DATA SHOWN
——

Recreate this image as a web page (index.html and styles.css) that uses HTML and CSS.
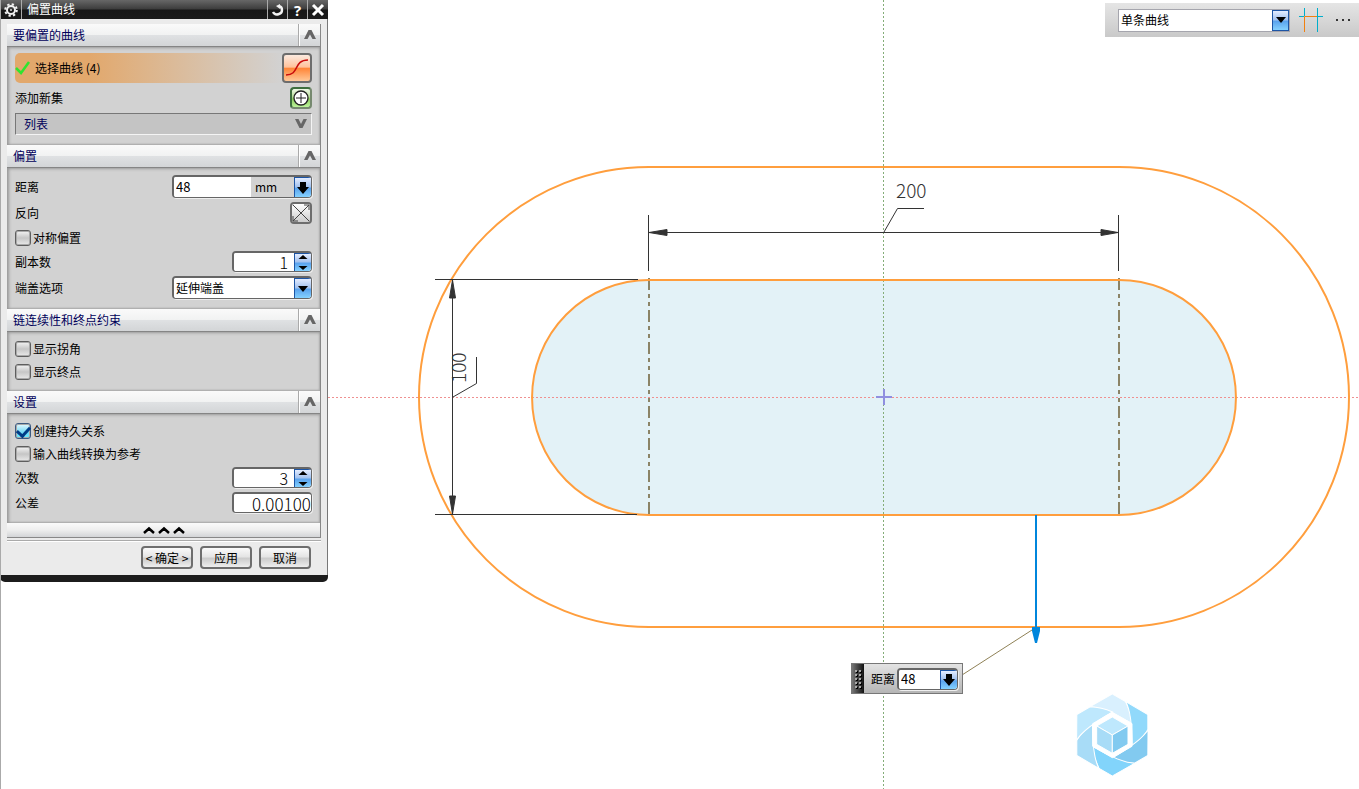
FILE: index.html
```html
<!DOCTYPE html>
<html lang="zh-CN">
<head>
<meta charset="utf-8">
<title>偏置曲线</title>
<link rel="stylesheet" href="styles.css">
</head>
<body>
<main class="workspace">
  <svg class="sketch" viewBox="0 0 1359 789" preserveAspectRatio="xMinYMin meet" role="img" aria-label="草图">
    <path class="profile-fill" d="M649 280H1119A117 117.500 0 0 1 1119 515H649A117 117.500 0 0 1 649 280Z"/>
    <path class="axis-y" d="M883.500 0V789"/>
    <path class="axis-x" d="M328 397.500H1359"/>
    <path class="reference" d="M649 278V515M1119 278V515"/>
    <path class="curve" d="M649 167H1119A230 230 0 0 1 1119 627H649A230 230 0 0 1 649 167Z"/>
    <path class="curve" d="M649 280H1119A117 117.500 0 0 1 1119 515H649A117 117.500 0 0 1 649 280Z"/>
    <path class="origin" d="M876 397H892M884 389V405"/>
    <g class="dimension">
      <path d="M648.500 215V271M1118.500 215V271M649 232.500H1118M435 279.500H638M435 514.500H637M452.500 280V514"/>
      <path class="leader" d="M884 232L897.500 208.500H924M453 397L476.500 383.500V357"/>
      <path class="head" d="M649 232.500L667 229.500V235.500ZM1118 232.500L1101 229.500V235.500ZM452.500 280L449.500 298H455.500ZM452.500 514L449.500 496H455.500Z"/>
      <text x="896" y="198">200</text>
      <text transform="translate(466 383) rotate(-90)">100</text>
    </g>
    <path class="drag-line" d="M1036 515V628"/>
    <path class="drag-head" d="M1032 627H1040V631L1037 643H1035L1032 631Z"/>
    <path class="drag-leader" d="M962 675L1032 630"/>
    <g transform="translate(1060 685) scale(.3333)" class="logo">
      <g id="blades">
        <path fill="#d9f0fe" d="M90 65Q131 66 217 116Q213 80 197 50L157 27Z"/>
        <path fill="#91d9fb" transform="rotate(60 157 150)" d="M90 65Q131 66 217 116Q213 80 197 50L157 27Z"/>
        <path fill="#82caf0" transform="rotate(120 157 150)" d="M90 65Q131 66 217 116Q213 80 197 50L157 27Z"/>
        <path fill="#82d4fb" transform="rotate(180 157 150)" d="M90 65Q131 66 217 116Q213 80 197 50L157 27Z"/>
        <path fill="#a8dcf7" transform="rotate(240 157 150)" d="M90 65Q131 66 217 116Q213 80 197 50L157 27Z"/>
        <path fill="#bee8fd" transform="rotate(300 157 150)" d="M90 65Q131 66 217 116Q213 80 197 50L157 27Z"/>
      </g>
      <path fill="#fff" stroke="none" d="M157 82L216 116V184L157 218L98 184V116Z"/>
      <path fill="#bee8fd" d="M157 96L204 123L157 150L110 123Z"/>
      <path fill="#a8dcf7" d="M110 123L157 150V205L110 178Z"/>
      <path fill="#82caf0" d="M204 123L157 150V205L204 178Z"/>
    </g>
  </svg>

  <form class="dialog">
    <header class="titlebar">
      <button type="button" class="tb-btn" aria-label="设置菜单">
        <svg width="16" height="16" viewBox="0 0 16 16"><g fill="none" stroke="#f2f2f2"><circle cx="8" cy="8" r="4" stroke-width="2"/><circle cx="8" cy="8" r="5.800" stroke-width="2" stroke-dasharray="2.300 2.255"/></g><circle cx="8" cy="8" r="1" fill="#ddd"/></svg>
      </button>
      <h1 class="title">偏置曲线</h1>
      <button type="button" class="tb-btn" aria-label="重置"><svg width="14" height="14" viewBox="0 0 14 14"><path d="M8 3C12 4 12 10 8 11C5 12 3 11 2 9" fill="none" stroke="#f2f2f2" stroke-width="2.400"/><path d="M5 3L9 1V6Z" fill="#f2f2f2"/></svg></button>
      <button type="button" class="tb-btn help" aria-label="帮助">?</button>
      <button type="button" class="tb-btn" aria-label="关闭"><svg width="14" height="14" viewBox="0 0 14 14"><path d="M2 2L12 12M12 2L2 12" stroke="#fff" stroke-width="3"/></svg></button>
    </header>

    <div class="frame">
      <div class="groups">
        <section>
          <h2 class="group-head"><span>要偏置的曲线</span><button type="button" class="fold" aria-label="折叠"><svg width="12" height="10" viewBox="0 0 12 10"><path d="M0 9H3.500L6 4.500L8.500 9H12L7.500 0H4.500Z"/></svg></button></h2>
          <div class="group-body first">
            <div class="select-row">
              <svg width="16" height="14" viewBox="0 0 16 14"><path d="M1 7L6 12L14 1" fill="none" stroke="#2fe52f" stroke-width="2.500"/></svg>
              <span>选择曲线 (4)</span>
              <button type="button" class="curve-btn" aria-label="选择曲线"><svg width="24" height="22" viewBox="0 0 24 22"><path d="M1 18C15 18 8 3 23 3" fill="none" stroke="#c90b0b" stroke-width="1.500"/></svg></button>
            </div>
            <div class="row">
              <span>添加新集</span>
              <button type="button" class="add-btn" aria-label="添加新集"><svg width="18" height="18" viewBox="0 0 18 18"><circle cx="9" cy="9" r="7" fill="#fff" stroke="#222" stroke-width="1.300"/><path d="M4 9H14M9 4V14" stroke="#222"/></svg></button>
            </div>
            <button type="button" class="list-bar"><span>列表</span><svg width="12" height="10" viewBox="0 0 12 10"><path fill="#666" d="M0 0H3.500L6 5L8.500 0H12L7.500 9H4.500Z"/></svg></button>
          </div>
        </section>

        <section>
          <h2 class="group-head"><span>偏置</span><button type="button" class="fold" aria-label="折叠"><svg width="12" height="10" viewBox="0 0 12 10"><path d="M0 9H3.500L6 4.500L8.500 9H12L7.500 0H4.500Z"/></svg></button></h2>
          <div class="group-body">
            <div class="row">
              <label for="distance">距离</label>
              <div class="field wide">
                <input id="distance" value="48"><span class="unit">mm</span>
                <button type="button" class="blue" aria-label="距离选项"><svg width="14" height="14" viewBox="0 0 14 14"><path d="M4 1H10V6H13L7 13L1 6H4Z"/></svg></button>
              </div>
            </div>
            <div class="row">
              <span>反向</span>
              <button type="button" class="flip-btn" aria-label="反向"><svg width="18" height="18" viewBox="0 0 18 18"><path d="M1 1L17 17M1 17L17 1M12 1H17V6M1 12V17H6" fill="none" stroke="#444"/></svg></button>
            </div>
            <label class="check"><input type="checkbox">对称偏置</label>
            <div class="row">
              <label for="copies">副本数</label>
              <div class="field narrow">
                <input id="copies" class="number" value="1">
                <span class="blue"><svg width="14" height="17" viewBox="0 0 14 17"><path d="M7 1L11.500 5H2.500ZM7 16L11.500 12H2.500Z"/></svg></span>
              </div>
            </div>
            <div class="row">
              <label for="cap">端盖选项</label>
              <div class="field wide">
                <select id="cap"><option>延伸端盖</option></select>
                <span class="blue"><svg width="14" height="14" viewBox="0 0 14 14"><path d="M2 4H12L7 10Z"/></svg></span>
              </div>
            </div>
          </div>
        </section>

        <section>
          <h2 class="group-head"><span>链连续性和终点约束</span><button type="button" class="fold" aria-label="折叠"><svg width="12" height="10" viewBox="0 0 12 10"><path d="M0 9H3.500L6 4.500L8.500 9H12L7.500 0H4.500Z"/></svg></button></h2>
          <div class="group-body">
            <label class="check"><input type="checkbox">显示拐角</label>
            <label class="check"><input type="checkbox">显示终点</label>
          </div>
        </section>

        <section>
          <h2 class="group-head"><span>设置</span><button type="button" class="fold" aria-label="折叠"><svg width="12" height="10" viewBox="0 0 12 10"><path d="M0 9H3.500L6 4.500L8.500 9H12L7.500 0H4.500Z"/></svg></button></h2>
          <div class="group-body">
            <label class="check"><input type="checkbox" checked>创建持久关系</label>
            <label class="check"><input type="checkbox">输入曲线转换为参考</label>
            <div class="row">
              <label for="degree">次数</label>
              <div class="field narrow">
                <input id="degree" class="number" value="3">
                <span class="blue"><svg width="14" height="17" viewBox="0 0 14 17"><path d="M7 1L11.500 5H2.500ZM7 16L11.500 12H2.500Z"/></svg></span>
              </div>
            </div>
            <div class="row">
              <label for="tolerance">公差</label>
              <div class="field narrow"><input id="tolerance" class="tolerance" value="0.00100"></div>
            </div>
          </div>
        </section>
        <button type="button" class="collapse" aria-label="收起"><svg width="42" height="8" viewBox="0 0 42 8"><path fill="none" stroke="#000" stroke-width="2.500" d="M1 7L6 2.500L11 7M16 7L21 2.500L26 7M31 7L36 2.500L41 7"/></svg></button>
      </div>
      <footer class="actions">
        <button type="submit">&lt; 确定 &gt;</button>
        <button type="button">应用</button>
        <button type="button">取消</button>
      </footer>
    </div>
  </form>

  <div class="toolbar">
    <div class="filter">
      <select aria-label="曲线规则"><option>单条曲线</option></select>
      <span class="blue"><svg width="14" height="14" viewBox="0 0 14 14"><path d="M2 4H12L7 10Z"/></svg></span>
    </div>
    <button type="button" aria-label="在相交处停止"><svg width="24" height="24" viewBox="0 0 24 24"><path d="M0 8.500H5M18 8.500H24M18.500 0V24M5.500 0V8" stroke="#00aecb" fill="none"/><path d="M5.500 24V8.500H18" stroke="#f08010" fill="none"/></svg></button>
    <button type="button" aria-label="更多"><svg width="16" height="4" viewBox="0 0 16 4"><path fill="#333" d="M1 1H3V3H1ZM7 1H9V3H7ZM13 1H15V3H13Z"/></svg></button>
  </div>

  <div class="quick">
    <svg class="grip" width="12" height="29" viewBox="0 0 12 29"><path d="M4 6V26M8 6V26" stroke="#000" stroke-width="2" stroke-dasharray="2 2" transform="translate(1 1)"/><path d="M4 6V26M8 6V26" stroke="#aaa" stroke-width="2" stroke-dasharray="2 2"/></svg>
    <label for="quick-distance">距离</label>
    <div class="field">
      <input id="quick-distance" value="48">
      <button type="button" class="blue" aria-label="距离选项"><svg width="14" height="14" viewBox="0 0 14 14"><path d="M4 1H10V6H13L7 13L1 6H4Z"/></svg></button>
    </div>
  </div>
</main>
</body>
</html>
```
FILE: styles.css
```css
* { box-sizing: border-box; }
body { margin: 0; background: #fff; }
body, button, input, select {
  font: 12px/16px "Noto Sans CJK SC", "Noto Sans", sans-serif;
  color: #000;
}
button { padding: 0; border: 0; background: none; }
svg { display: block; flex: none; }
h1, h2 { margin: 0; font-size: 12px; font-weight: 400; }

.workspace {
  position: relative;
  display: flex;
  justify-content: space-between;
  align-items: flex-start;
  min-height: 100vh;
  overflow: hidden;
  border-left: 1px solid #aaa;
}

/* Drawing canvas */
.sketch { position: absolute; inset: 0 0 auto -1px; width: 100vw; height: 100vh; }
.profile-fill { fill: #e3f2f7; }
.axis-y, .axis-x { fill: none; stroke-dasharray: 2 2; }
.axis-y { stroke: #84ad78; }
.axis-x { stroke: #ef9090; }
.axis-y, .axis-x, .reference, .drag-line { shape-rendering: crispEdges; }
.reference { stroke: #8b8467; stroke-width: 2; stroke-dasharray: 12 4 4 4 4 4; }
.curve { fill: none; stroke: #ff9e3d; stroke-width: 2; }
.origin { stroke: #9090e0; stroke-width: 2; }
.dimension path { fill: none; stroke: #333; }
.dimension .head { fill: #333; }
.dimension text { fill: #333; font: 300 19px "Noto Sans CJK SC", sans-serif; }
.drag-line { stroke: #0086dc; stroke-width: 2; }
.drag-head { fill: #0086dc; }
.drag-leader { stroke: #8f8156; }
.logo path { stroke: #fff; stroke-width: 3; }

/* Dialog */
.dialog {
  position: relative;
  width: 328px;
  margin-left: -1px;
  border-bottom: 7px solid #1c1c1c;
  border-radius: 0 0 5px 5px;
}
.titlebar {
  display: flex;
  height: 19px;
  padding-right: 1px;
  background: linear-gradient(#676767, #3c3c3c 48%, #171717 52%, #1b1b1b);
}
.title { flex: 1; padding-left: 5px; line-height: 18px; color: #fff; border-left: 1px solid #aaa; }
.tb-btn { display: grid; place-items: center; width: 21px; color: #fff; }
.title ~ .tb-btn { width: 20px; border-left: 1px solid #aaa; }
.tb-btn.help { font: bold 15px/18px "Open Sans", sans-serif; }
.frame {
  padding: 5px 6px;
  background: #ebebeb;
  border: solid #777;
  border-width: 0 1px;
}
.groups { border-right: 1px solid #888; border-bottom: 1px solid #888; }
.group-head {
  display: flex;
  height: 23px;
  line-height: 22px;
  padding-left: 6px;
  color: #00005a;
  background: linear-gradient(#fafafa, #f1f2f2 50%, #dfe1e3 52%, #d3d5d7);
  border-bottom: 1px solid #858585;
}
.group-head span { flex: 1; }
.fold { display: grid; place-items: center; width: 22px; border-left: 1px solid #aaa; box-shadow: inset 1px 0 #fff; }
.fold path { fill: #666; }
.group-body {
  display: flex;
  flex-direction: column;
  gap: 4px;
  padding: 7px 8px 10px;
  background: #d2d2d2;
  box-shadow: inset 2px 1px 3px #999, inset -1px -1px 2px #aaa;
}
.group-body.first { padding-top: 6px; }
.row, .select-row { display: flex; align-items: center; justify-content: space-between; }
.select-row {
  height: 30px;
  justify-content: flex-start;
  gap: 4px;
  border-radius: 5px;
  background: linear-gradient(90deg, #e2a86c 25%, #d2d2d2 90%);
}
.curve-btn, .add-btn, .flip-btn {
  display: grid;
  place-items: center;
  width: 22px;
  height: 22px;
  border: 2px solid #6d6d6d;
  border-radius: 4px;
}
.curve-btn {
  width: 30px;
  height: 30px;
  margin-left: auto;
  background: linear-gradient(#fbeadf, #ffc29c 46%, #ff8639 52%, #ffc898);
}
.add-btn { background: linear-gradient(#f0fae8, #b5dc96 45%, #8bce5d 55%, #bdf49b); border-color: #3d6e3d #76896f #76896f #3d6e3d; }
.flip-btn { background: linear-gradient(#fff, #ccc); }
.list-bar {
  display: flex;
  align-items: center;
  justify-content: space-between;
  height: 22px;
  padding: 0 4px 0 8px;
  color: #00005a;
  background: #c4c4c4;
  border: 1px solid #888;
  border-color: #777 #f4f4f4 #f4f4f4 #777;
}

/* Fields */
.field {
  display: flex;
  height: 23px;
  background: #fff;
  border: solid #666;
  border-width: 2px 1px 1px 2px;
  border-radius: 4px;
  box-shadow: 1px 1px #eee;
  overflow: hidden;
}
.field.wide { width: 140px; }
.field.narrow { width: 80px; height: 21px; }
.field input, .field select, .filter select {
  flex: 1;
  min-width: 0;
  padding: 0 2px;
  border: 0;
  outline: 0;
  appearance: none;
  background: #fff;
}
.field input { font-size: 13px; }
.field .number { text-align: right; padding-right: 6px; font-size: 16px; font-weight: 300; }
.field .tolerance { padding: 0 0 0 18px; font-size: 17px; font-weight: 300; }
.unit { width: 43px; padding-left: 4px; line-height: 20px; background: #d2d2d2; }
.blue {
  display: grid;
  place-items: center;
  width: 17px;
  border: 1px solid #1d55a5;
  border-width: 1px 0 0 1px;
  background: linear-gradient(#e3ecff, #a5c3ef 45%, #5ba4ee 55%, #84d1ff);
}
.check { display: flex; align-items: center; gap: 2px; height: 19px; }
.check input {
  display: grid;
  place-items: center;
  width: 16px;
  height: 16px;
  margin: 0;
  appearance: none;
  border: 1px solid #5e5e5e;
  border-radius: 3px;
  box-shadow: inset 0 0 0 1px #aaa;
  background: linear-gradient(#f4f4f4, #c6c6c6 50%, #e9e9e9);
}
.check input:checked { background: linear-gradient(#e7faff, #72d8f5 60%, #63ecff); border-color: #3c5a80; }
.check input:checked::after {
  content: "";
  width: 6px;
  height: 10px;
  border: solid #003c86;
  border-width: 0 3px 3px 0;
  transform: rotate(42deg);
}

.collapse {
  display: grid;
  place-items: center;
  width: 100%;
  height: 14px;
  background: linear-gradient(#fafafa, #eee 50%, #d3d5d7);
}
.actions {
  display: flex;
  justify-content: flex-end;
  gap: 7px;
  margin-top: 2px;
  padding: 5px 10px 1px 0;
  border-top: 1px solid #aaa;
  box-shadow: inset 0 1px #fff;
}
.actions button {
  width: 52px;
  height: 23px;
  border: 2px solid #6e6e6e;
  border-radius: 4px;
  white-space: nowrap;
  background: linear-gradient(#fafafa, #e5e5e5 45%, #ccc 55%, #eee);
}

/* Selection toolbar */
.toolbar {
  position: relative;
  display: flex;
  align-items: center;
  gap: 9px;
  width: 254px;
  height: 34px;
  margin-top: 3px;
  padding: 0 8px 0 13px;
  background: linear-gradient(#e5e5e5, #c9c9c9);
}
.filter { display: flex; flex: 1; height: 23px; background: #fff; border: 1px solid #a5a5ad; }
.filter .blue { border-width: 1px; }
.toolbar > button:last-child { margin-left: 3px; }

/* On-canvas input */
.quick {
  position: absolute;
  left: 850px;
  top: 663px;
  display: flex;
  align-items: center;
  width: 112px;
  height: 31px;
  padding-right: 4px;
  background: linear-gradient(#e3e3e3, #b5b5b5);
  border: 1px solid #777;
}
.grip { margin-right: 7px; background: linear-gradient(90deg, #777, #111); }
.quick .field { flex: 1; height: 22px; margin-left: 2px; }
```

——

For each line in the data above that contains the string "styles", extract the line.

Recreate this image as a web page (index.html and styles.css) that uses HTML and CSS.
<link rel="stylesheet" href="styles.css">
FILE: styles.css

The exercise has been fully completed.